The directors do a great job of making the music the true motive and star of the film. The rhythms heighten the excitement which in turn builds the story (as much as it can) into a deafening crescendo. The sounds they used were genuine and the drummers went by their own name in the film. The group has stayed together after the film and occasionally plays at festivals occasionally, though some of the songs may sound the same, it just isn’t the same without seeing the music being generated in an operating room.
Not only does sound create motivation for the drummers, it enhances the shame and struggle the detective lives with. His immediate family are all infamous for their work in music, yet he was cursed to be deaf to certain sounds. He is every bit his own worst enemy, as he struggles in their contempt. They look down on him for being a policeman, which he seems to have been good at until the six drummers appeared. His obsession and depression both affect his professional life and he goes from great detective to a public relation nightmare. His character arc is the strongest narrative in the film, even though it is based on either coincidence or magic, as he is able to track the drummers by not being to hear anything that they played music on, including people. This is never explained and stretches the good intentions of the story. Is this a pitiful tone deaf cop who falls in love with the wrong girl for the wrong reasons, or is this a magic tale that music snares the two opposites together in an unwilling relationship?
This also leads to the big problems of the film.
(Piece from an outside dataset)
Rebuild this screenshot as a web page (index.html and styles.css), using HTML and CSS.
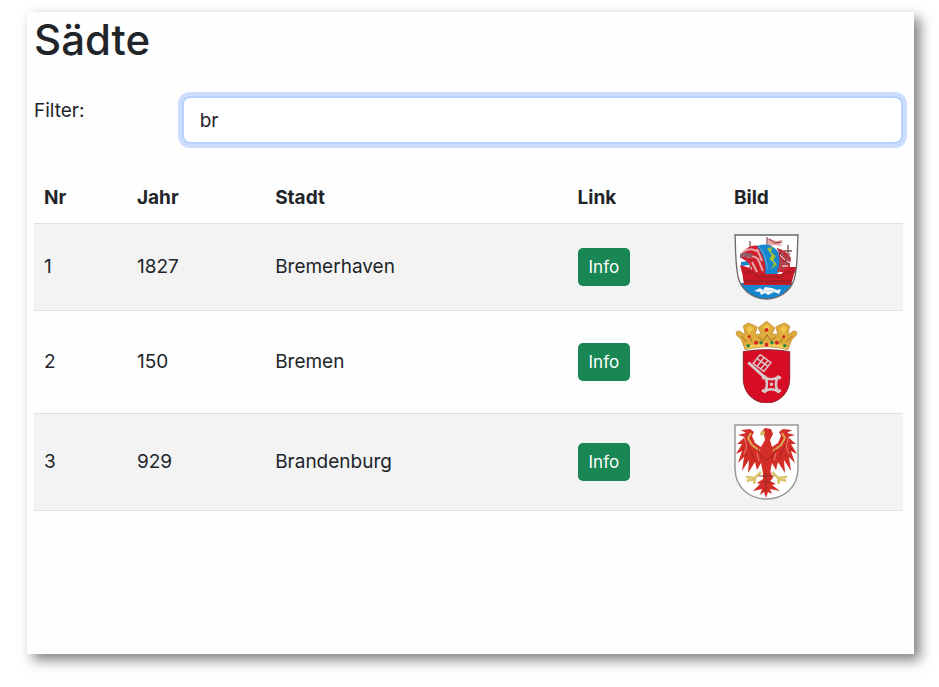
FILE: index.html
```html
<!DOCTYPE html>
<html lang="de">
<head>
<meta charset="utf-8">
<meta name="viewport" content="width=device-width, initial-scale=1">
<title>Sädte</title>
<link rel="stylesheet" href="styles.css">
</head>
<body>
<main class="card">
  <h1>Sädte</h1>
  <div class="filter">
    <label for="filter">Filter:</label>
    <input id="filter" type="text" value="br">
  </div>
  <table>
    <colgroup>
      <col class="col-nr"><col class="col-year"><col class="col-city"><col class="col-link"><col class="col-image">
    </colgroup>
    <thead>
      <tr><th scope="col">Nr</th><th scope="col">Jahr</th><th scope="col">Stadt</th><th scope="col">Link</th><th scope="col">Bild</th></tr>
    </thead>
    <tbody>
      <tr>
        <td>1</td><td>1827</td><td>Bremerhaven</td><td><a class="btn" href="#bremerhaven">Info</a></td>
        <td>
          <svg class="crest" width="65" height="66" viewBox="0 0 65 66" aria-hidden="true">
            <defs><clipPath id="shield1"><path d="M1 1H64C63 17 64 34 60 46C56 58 44 65 32.500 65C21 65 9 58 5 46C1 34 2 17 1 1Z"/></clipPath></defs>
            <g clip-path="url(#shield1)">
              <path d="M0 0H65V66H0Z" fill="#fff"/>
              <path d="M0 49H65V66H0Z" fill="#1686ce"/>
              <path d="M7 28L14 27L15 31L7 32Z" fill="#1686ce"/>
              <path d="M16 7V40M33 3V44M54 11V40" stroke="#8b6a66" stroke-width="1.500"/>
              <path d="M50 17H58" stroke="#7b5148" stroke-width="1.500"/>
              <path d="M34 4L42 7L49 6L46 10L49 12L39 11L34 13Z" fill="#e5a5a6"/>
              <path d="M35 5L41 9L48 8" fill="none" stroke="#982d35"/>
              <path d="M7 20Q17 8 27 13L31 28L34 43L18 40Q20 30 7 24Z" fill="#cf1e2c"/>
              <path d="M9 18Q15 13 23 17M13 23Q20 21 24 25L29 37M18 28L23 38M23 15L28 27" fill="none" stroke="#e7a7a9" stroke-width="2"/>
              <path d="M6 20Q14 17 19 21L17 24Q12 22 6 24Z" fill="#8d6069"/>
              <path d="M23 12Q37 7 44 18Q50 31 41 44L30 43Q35 29 23 12Z" fill="#1686ce"/>
              <path d="M24 12Q30 17 32 27L34 36" fill="none" stroke="#63aadb"/>
              <path d="M33 14L39 13L37 18L42 22L39 27L43 31L37 35L40 29L35 25L38 21Z" fill="#8ab934"/>
              <path d="M34 15L39 22L38 26L42 30" fill="none" stroke="#e3d335"/>
              <path d="M43 14Q52 16 57 24L55 38H43Q48 27 43 14Z" fill="#c32c35"/>
              <path d="M43 15L56 28M49 18L45 39M56 19L49 35M48 29H56" stroke="#8c676a"/>
              <path d="M46 21L51 26M48 32H54M53 27L58 30" stroke="#fff"/>
              <path d="M6 31L16 34L22 40H47L54 33H63L60 40L57 51H10Q9 40 6 31Z" fill="#c91a25"/>
              <path d="M11 38H19L23 43H46L53 38H61M10 47H58" fill="none" stroke="#8e1f29"/>
              <path d="M9 50L15 46L22 50L29 47L36 50L44 47L56 50" fill="none" stroke="#a51f28"/>
              <path d="M20 57L26 54L29 56L31 53L38 54L43 56L47 55L45 60L40 58L34 61L31 59L27 61L26 58Z" fill="#f2f5f6"/>
              <path d="M27 57H41" stroke="#c3dae7"/>
            </g>
            <path d="M1 1H64C63 17 64 34 60 46C56 58 44 65 32.500 65C21 65 9 58 5 46C1 34 2 17 1 1Z" fill="none" stroke="#666" stroke-width="1.300"/>
          </svg>
        </td>
      </tr>
      <tr>
        <td>2</td><td>150</td><td>Bremen</td><td><a class="btn" href="#bremen">Info</a></td>
        <td>
          <svg class="crest" width="65" height="82" viewBox="0 0 65 83" aria-hidden="true">
            <path d="M11 29L7 19L2 14L2 11L5 10L11 14L10 9L9 5L14 2L19 4L23 6L21 14L27 13L24 7L28 4L32.500 0L37 4L41 7L38 13L44 14L42 6L46 4L51 2L56 5L54 14L60 10L63 11L63 14L58 19L54 29Q33 23 11 29Z" fill="#dfac3b" stroke="#bd8a2f" stroke-width=".8"/>
            <path d="M12 7L16 5L19 8L15 13ZM29 6L33 3L36 7L33 13ZM46 8L50 5L53 7L50 13Z" fill="#f2c94d"/>
            <path d="M15 16L18 21M24 16L29 20L33 14L37 20L42 16M50 16L46 22M7 15L12 21M59 15L53 21" fill="none" stroke="#9d6d2c"/>
            <path d="M12 27Q33 21 53 27" fill="none" stroke="#f3cc55" stroke-width="3"/>
            <g fill="#d22523"><circle cx="32.500" cy="9" r="2"/><circle cx="15" cy="16" r="1.500"/><circle cx="50" cy="16" r="1.500"/><circle cx="22" cy="22" r="2"/><circle cx="43" cy="22" r="2"/><circle cx="32.500" cy="24" r="2"/></g>
            <g fill="#26864a"><circle cx="14" cy="25" r="1.800"/><circle cx="27" cy="22" r="1.800"/><circle cx="38" cy="22" r="1.800"/><circle cx="51" cy="25" r="1.800"/></g>
            <path d="M9 31Q33 27 56 31V58C56 74 44 83 32.500 83C21 83 9 74 9 58Z" fill="#d60d25" stroke="#8a1c28"/>
            <g fill="none" stroke="#d9c9cc" stroke-linejoin="round">
              <path d="M14 42L34 60" stroke-width="3"/>
              <path d="M26 34L37 42L30 51L19 43Z" stroke-width="1.500"/>
              <path d="M23 38L34 46M30 37L23 46M34 40L27 48" stroke-width="1.500"/>
              <path d="M31 57Q37 61 44 57Q40 64 44 71Q37 67 31 71Q35 64 31 57Z" stroke-width="2.500"/>
              <path d="M28 58L32 56M43 56L47 58M28 70L32 72M43 72L47 70M36 64H39" stroke-width="3"/>
            </g>
          </svg>
        </td>
      </tr>
      <tr>
        <td>3</td><td>929</td><td>Brandenburg</td><td><a class="btn" href="#brandenburg">Info</a></td>
        <td>
          <svg class="crest" width="65" height="76" viewBox="0 0 65 76" aria-hidden="true">
            <path d="M1 1H64V44C64 64 49 75 32.500 75C16 75 1 64 1 44Z" fill="#fff" stroke="#999" stroke-width="1.500"/>
            <g fill="#d22d27">
              <path d="M27 8L31 4L37 5L39 10L36 16L38 23L44 19L47 12L45 8L49 5L58 6L53 9L61 11L54 13L62 20L57 20L63 30L57 27L61 39L55 33L57 47L50 36L51 49L44 38L42 46L38 39L36 49H29L27 39L23 46L21 38L14 49L15 36L8 47L10 33L4 39L8 27L2 30L8 20L3 20L11 13L4 11L12 9L7 6L16 5L20 8L18 12L21 19L27 23L31 16L30 11Z"/>
              <path d="M29 47H36L39 54L36 57L42 60L38 61L46 67L36 65L38 70L34 68L32 74L30 68L26 71L28 65L19 67L26 60L23 59L29 55Z"/>
            </g>
            <path d="M26 9L30 6L31 10L27 12Z" fill="#d5bc62"/>
            <path d="M17 9L14 14L18 21L26 27M48 9L51 14L47 21L39 27" fill="none" stroke="#dda750" stroke-width="2"/>
            <path d="M12 18L18 29L20 36M8 24L14 32M53 18L47 29L45 36M58 24L51 32M24 25L28 35M42 25L37 35M29 32L33 36L37 32" fill="none" stroke="#a92222"/>
            <path d="M10 13L13 22L10 30M55 13L52 22L55 30M23 29L25 37M42 29L40 37" fill="none" stroke="#ee8070"/>
            <path d="M27 48L21 54L12 53M21 54L13 57M21 54L20 60M38 48L44 54L53 53M44 54L52 57M44 54L45 60" fill="none" stroke="#d9c46a" stroke-width="2.500"/>
            <path d="M25 52H40M29 58H37M32 49V67" stroke="#902822"/>
          </svg>
        </td>
      </tr>
    </tbody>
  </table>
</main>
</body>
</html>
```
FILE: styles.css
```css
* {
  box-sizing: border-box;
}

body {
  margin: 0;
  min-height: 100vh;
  display: flex;
  padding: 12px 25px 33px 27px;
  background: #fff;
  color: #212529;
  font: 19px/30px Inter, "Liberation Sans", sans-serif;
}

.card {
  flex: 1;
  padding: 0 11px 24px 7px;
  background: #fefefe;
  box-shadow: 6px 6px 12px rgba(0, 0, 0, 0.5);
}

h1 {
  margin: 0 0 28px;
  font-size: 42px;
  line-height: 56px;
  font-weight: 500;
}

.filter {
  display: grid;
  grid-template-columns: 17% 1fr;
  align-items: start;
  margin-bottom: 29px;
}

.filter input {
  width: 100%;
  height: 48px;
  padding: 0 16px;
  border: 2px solid #b9d2fd;
  border-radius: 8px;
  outline: 0;
  box-shadow: 0 0 0 4px #cbdeff;
  background: #fff;
  color: inherit;
  font: inherit;
}

table {
  width: 100%;
  table-layout: fixed;
  border-collapse: separate;
  border-spacing: 0;
}

.col-nr { width: 10.7%; }
.col-year { width: 15.9%; }
.col-city { width: 34.8%; }
.col-link { width: 18%; }
.col-image { width: 20.6%; }

th,
td {
  padding: 10px;
  border-bottom: 1px solid #dee2e6;
  text-align: left;
  vertical-align: middle;
}

th {
  font-weight: 700;
}

tbody tr:nth-child(odd) {
  background: #f3f3f3;
}

.btn {
  display: inline-block;
  vertical-align: middle;
  padding: 4px 11px;
  border-radius: 5px;
  background: #198754;
  color: #fff;
  font-size: 17px;
  text-decoration: none;
}

.crest {
  display: block;
}
```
There are really only two big character arcs, the detective and the female drummer. All of the drummers are charismatic, each would be able to build a respectable back story and progress as the story unfolds, but other than the initial intro for each drummer they are barely touched upon. They become this wondering circus that does some really cool stuff and then fades into the back as someone felt they weren’t worthy of more time. 102 minutes left enough time to delve into the characters more, give them all a unique voice (other than their choice of instruments) and let them progress. Sanna Persson, the female drummer doesn’t have the sweeping character arc the detective does, but her character grows and changes within the film. Even if she didn’t change, her character was well enough defined to the point we knew some of the hardships she had to deal with and even a little insight into her getting kicked out of Music program at her college. I saw her as a follower in the group upon her introduction but by the end she controlled the group.
Most movies that involve complex cat and mouse detective games focus on the story first, but Sound of Noise focused more on the nitch concept it was based on. Overall it is definitely enjoyable to watch as long as you look past the detective story and more into the music portion. I immediately recommended this to musician friends I knew and told them they should enjoy it more than most would. If a sequel gets released I will probably watch it, but I may not worry about the subtitles as I know the plot is secondary the visual and musical direction of the film.
Such a fun movie should come with fun special features and they nail it here. Two music videos add to the great musical pieces within the film. The apartment video was almost as fun as the “Doctor Doctor” video that seems to be the most popular from this film. Speaking of Doctor Doctor, there is a making of featurette which is very interesting as it details the search for the musical instruments and some of the process they had to go through to create the music. There is a Water Study concert by Sanna Persson, which builds on her back story from within the film. Also including are a soundcard, some trailers and a slideshow. My favorite segment though was a short titled “Drum Battle: Preparing for the Challenge”, in which the two directors appear to have had a feud since the release of the film and have chosen drummer champions to wage war for them. The Drum battle never comes but it uses the musical style of the film to create a finale training montage (a la Rocky,Karate Kid) that comedic builds up a wonderful concept that I would gladly tune back to see.
For a DVD release, this disc comes loaded enough with fun extras and not the usual stuff. I give the movie itself a high 3.5 or low 4.0, but the features define the release as a solid or high 4.0. It is worth the time and effort to watch, even with a shallow story.